This thesis advances the understanding of the high-enthalpy geothermal system of the Domo de San Pedro (DSP) volcanic complex in western Mexico. Located in the Trans-Mexican Volcanic Belt, DSP has been exploited for power generation since 2015. The study focuses on improving the conceptual model of DSP by identifying fluid-rich permeable zones within the geothermal reservoir and analyzing its seismic behavior in response to geothermal operations. Additionally, it explores precursory signals of large earthquakes in strike-slip fault systems using seismic ambient noise interferometry.

A dedicated broadband seismic network of 20 stations recorded continuous data from March 2021 to January 2022. Ambient noise seismology techniques were employed to retrieve surface waves sensitive to fluid presence, enabling the investigation of DSP’s subsurface structure. The new 3-D shear-wave velocity model, derived from Ambient Noise Tomography (ANT), resolves features down to 3.5 km depth, revealing a low-velocity region interpreted as the geothermal reservoir and a fractured, fluid-rich zone extending westward, suggesting potential for geothermal expansion.

Geothermal activity monitoring at DSP involved computing apparent velocity variations (dv/v) from ambient noise interferometry in the 0.1–1.5 Hz frequency band. These variations were compared with records of geothermal operations, revealing how fluid extraction and reinjection affect the seismic wavefield. Maps of dv/v were generated using noise-based imaging techniques, and a catalog of 217 local earthquakes was compiled and refined using a 1-D velocity model. Three distinct seismic activity periods along with seismic velocity transients were linked to changes in fluid reinjection and production rates and are attributed to pore pressure fluctuations.

Beyond ambient noise, the thesis also examines human-made tremor-like signals at DSP, similar to those found in volcanic and tectonic settings.
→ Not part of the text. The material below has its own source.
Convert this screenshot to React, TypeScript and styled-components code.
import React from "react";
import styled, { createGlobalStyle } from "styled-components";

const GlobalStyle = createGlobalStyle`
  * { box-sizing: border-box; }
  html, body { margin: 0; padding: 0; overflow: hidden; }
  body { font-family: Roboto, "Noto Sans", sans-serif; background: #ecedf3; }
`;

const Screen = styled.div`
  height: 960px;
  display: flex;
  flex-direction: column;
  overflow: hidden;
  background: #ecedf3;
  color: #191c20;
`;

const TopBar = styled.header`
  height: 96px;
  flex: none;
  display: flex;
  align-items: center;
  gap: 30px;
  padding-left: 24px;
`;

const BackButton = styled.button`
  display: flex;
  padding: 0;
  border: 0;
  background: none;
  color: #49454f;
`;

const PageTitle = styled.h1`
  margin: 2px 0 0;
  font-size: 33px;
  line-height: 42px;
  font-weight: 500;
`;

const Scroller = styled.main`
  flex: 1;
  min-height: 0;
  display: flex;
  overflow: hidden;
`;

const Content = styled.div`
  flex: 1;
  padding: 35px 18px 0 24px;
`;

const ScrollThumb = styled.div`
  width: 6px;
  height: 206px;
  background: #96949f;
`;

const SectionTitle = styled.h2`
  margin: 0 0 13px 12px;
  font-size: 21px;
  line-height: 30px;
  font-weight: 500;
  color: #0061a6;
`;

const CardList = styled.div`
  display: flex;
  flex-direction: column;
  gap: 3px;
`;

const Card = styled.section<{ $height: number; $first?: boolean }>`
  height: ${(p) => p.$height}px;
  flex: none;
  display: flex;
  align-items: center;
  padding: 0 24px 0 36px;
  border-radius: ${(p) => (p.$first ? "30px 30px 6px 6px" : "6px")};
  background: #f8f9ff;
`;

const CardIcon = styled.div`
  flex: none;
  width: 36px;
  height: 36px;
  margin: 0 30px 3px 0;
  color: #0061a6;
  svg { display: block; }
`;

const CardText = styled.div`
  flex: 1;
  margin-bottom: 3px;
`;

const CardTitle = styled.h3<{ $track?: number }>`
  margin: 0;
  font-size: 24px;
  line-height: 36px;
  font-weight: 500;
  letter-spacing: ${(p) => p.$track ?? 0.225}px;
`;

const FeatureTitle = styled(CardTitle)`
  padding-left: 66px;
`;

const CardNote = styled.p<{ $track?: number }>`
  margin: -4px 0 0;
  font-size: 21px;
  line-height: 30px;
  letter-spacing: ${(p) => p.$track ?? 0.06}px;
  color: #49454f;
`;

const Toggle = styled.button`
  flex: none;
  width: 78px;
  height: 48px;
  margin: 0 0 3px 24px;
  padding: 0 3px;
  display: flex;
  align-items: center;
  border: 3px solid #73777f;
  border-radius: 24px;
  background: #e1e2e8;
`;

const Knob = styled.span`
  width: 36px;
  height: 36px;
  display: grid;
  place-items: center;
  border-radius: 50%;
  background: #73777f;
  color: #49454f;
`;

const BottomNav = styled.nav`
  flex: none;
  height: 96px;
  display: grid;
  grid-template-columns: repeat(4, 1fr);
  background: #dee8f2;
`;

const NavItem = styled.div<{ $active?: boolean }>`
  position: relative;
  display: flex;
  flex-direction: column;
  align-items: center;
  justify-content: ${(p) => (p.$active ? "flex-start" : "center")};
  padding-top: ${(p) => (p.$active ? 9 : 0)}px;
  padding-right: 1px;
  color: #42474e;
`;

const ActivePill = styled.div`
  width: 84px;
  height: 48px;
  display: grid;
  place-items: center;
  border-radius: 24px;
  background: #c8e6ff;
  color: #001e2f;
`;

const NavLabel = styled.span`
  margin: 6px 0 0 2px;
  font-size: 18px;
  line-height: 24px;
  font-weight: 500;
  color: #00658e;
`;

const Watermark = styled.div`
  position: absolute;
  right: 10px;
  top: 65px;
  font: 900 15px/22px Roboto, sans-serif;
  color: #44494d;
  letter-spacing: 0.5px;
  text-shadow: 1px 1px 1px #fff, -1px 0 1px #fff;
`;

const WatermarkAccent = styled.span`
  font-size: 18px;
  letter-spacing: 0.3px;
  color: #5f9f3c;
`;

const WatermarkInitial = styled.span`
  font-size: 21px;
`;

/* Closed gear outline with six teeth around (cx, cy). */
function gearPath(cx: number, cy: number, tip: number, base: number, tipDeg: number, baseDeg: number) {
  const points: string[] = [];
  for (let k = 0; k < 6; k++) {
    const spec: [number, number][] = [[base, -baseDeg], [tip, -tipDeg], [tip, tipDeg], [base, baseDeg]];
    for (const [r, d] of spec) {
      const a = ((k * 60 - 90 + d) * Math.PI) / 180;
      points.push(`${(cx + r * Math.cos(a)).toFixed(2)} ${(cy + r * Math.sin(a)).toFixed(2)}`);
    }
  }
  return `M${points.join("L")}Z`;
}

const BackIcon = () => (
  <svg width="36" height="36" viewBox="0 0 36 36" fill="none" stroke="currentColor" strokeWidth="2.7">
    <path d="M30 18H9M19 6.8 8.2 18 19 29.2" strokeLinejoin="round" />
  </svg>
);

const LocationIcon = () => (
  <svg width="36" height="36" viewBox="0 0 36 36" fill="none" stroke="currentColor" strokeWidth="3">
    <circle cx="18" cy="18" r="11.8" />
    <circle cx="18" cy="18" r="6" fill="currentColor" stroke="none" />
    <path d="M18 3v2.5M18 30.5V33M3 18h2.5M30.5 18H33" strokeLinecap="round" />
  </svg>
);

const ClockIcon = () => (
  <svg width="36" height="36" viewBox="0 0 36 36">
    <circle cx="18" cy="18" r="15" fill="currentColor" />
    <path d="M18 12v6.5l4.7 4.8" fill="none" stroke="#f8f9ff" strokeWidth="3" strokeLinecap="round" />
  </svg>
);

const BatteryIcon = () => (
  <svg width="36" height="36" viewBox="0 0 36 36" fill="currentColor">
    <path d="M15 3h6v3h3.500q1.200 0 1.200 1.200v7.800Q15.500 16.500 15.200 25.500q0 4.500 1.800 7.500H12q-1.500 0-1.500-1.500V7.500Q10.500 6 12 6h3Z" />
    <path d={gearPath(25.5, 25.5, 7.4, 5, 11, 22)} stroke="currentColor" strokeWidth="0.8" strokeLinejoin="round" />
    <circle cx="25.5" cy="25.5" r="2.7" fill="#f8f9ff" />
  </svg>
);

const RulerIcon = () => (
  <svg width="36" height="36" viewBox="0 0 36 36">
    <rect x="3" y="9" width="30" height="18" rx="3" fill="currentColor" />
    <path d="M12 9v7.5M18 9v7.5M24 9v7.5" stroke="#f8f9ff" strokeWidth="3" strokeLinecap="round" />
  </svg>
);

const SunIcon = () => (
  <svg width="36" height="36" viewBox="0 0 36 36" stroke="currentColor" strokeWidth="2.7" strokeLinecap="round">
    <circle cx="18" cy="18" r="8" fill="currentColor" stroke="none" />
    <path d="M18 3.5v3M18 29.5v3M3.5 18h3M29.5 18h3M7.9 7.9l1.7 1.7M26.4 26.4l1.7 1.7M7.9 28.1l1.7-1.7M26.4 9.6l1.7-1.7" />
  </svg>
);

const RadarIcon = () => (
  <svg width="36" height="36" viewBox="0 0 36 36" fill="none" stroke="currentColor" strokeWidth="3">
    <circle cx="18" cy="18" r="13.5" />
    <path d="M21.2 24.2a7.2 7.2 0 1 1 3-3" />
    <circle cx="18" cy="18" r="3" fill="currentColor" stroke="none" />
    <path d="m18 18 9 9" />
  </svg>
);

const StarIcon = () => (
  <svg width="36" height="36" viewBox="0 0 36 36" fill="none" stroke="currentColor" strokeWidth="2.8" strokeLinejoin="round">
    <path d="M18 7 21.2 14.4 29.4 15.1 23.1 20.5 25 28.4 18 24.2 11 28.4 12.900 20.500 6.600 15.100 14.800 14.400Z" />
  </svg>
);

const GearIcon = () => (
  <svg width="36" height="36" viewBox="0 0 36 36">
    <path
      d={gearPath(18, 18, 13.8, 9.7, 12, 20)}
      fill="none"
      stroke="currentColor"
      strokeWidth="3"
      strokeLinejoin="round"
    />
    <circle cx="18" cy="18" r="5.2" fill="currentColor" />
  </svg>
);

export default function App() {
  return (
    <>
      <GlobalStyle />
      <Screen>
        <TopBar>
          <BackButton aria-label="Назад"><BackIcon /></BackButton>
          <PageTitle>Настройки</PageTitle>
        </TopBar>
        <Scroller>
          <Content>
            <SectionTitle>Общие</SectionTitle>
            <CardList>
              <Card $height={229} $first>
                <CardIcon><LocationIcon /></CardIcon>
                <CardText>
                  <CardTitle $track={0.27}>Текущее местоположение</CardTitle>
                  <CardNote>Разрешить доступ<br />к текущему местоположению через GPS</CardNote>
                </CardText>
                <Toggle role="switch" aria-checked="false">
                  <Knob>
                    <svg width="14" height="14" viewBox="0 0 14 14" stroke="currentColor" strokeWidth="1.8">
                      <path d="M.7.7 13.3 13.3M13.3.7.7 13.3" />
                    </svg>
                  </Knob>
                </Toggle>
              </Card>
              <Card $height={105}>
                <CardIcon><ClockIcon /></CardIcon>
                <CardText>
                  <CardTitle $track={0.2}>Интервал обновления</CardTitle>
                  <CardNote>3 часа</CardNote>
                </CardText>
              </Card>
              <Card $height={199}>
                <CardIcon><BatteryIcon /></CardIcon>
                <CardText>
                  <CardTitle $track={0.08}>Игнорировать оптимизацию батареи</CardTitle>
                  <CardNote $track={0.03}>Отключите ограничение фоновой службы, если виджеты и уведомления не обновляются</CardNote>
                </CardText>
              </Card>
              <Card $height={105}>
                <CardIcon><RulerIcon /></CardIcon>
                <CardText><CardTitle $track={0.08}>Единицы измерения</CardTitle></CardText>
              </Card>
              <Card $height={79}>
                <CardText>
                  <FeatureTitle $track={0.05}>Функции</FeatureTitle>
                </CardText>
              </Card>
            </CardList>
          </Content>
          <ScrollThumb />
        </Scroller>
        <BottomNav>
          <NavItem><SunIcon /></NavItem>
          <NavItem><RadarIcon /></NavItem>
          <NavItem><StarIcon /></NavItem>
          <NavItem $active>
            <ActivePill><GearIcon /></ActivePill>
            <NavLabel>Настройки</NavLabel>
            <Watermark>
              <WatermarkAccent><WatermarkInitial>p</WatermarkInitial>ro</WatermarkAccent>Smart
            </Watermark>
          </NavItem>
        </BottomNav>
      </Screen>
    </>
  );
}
These signals, occurring at 1–22 Hz with durations from hours to months, were tied to geothermal operations such as fluid extraction, wellbore maintenance, and pressure changes. Using a novel implementation of a network coherence method from volcanology, four distinct tremor families were classified and correlated with operational records, leading to conceptual models explaining their origins.

At a broader scale, the study investigates precursory signals of large earthquakes in regional strike-slip fault systems using seismic interferometry. Analysis of public datasets from seismic stations near major faults in California, Türkiye, and the Aegean Sea shows a consistent decrease in waveform coherence (up to 20%) several days before recent M > 6.5 earthquakes. This waveform decoherence is interpreted as a response to mechanical changes in the propagation medium, highlighting the potential of noise-based monitoring to complement existing seismic surveillance systems.

The concluding chapter remarks the significance of these findings for geothermal monitoring and broader seismological applications. The study establishes a framework for using seismic ambient noise to track geothermal field responses to industrial operations while also demonstrating its potential in detecting precursory signals of large earthquakes. These insights contribute to both geothermal resource management and seismic hazard assessment.